→ **WHAT THE TASK ASKS**
Lines from the one containing "What React, TypeScript" to the one containing "string; level: 1", both lines included, are to be extracted exactly from the data below; pictures are excluded.

[Code that builds pages]

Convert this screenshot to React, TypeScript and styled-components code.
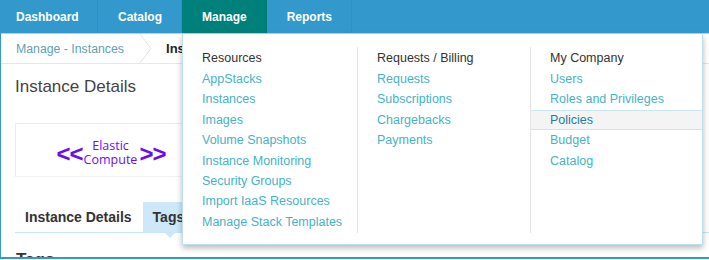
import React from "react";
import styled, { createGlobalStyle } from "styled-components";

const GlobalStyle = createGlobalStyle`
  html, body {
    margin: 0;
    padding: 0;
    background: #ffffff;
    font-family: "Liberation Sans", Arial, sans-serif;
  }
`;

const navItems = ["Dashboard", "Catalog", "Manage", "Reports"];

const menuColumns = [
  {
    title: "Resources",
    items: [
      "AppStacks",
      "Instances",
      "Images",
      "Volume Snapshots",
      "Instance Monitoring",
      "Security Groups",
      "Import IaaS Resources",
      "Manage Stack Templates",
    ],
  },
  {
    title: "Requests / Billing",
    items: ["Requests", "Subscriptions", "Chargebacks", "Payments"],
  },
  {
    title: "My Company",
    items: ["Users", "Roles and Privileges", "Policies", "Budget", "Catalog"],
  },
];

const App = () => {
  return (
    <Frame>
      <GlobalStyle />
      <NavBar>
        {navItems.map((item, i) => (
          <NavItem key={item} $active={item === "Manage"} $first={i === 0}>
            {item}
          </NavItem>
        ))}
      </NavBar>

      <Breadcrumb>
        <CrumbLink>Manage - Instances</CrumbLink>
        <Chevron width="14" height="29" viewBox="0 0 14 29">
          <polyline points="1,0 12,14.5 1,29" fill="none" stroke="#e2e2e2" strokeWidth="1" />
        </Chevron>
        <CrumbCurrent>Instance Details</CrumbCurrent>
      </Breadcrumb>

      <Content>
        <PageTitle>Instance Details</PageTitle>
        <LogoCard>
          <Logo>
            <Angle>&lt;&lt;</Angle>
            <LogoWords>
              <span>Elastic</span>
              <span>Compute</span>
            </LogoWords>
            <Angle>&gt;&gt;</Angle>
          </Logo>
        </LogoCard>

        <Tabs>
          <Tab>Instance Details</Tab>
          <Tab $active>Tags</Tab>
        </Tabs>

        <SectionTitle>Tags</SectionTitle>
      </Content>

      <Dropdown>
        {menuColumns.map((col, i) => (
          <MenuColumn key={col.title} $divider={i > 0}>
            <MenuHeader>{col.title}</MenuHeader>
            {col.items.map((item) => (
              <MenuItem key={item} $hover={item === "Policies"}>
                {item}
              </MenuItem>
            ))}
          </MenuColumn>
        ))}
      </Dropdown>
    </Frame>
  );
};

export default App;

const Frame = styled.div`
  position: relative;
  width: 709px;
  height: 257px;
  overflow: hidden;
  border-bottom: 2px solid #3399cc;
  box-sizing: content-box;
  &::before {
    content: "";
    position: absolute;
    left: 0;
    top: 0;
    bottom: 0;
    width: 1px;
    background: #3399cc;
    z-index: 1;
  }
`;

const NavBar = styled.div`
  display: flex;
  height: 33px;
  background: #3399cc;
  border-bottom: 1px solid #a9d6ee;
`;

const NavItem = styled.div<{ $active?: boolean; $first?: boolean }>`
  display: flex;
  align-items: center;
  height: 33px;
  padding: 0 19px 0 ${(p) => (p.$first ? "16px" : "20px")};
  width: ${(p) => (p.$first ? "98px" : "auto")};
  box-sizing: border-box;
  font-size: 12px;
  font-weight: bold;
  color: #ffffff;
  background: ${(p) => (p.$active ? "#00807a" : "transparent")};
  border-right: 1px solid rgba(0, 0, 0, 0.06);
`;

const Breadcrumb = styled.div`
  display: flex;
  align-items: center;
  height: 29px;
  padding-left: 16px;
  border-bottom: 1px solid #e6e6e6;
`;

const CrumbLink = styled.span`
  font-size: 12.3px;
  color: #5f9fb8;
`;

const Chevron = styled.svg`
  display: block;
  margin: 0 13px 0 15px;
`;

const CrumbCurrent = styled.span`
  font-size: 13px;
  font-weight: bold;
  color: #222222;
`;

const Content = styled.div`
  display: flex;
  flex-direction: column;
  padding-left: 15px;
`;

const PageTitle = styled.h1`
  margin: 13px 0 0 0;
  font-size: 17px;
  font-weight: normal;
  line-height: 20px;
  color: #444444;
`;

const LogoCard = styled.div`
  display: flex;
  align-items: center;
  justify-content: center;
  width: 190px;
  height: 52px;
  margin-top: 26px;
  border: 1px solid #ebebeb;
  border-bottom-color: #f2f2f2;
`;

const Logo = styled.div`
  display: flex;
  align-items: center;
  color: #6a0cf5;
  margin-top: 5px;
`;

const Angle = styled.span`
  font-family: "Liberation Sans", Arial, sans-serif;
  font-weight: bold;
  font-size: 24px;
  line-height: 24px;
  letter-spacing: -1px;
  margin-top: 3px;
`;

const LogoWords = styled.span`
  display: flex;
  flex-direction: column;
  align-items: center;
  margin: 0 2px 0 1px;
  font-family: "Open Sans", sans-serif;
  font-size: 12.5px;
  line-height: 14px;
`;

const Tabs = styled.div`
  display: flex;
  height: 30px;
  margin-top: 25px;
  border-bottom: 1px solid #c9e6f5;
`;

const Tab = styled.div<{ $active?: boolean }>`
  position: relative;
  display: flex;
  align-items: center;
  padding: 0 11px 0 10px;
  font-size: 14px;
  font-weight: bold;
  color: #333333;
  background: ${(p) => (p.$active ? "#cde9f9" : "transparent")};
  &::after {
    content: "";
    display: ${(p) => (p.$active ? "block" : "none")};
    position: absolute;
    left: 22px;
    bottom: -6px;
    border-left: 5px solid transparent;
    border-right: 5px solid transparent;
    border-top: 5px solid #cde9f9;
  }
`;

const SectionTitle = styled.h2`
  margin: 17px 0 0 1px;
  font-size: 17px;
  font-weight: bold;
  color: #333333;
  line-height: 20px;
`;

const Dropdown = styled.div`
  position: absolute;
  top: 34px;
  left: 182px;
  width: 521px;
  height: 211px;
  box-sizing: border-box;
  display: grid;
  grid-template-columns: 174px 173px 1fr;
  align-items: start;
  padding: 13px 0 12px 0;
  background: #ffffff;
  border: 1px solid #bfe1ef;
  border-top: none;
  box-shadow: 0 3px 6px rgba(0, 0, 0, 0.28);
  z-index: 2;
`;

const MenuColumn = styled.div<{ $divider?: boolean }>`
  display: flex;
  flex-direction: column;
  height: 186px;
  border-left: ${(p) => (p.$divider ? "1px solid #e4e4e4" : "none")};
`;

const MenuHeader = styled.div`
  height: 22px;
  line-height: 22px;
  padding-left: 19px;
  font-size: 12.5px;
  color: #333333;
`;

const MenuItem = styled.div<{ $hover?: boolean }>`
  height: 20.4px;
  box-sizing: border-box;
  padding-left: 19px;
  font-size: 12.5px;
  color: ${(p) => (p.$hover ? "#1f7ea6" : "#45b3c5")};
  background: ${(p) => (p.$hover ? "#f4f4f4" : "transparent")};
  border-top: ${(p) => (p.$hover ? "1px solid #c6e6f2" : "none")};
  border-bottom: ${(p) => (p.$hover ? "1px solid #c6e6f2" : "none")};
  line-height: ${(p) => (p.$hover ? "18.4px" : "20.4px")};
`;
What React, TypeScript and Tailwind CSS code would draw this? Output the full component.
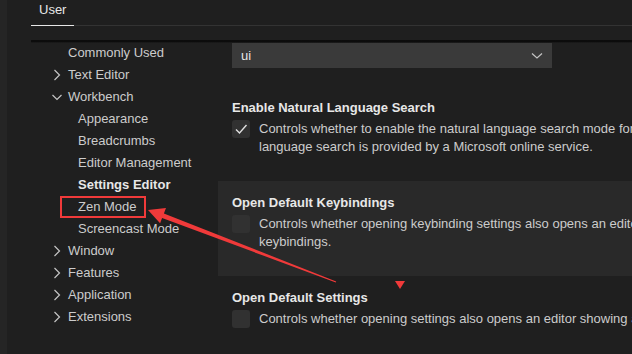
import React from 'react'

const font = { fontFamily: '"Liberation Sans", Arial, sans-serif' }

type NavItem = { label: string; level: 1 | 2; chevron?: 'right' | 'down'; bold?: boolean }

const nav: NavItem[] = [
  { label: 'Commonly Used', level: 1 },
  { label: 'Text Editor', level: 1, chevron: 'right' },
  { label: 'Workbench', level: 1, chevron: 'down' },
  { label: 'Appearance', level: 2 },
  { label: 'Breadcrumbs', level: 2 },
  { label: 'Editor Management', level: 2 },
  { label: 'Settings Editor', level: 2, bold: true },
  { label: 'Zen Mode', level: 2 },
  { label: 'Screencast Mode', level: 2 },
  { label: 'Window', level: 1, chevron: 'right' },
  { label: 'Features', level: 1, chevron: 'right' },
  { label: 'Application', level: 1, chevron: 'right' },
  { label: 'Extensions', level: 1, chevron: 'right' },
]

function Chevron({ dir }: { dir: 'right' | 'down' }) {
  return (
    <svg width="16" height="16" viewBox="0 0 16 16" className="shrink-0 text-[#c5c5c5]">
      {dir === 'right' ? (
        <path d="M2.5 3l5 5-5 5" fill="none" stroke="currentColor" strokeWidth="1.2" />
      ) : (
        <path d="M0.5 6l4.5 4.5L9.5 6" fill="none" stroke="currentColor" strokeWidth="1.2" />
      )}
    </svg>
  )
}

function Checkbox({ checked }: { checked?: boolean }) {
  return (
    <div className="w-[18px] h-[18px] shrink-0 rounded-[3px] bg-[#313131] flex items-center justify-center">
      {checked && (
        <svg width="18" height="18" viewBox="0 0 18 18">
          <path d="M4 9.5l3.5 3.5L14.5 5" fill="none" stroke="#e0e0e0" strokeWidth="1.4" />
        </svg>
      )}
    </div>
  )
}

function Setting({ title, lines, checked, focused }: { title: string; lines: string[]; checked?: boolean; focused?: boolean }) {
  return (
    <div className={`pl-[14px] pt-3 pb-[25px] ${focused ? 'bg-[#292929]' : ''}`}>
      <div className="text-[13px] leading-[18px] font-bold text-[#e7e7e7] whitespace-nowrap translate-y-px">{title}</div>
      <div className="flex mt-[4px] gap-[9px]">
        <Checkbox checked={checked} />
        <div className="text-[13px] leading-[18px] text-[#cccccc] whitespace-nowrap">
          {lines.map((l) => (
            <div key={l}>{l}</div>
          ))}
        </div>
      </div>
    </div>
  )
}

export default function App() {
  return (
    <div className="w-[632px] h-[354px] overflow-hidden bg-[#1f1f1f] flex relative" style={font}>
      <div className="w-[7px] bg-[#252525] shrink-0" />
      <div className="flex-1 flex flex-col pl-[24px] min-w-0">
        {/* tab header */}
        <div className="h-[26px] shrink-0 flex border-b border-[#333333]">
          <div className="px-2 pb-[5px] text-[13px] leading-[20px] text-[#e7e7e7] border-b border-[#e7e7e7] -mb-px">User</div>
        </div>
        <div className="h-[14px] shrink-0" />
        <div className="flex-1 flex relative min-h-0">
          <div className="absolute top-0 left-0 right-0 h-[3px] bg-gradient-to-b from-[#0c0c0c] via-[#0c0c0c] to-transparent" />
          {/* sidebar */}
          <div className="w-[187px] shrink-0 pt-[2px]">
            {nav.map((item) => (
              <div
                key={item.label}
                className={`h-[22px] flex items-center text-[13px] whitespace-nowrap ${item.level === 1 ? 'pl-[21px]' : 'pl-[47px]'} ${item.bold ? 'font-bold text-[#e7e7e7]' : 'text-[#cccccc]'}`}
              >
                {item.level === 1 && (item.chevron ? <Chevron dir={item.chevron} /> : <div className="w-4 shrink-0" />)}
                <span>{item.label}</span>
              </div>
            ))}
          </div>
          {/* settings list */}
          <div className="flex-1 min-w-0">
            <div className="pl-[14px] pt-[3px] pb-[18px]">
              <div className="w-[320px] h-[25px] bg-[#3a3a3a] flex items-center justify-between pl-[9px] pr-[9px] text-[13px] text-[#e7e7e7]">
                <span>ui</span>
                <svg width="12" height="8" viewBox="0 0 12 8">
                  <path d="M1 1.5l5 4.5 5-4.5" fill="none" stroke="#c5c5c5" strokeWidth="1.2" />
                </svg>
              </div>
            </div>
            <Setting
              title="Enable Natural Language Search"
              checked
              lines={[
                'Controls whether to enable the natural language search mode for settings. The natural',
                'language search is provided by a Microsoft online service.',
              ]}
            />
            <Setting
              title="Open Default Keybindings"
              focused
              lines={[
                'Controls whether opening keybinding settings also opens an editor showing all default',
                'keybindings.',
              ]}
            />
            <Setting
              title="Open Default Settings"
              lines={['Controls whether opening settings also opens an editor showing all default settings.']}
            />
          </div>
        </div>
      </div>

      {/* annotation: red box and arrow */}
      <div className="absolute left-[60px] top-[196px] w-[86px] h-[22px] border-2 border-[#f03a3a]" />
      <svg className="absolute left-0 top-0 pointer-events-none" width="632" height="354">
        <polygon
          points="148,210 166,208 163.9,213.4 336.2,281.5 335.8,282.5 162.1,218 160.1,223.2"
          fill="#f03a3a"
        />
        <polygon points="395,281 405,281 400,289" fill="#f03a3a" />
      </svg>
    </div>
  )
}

→ **OUTPUT OF THE EXERCISE**
What React, TypeScript and Tailwind CSS code would draw this? Output the full component.
import React from 'react'

const font = { fontFamily: '"Liberation Sans", Arial, sans-serif' }

type NavItem = { label: string; level: 1 | 2; chevron?: 'right' | 'down'; bold?: boolean }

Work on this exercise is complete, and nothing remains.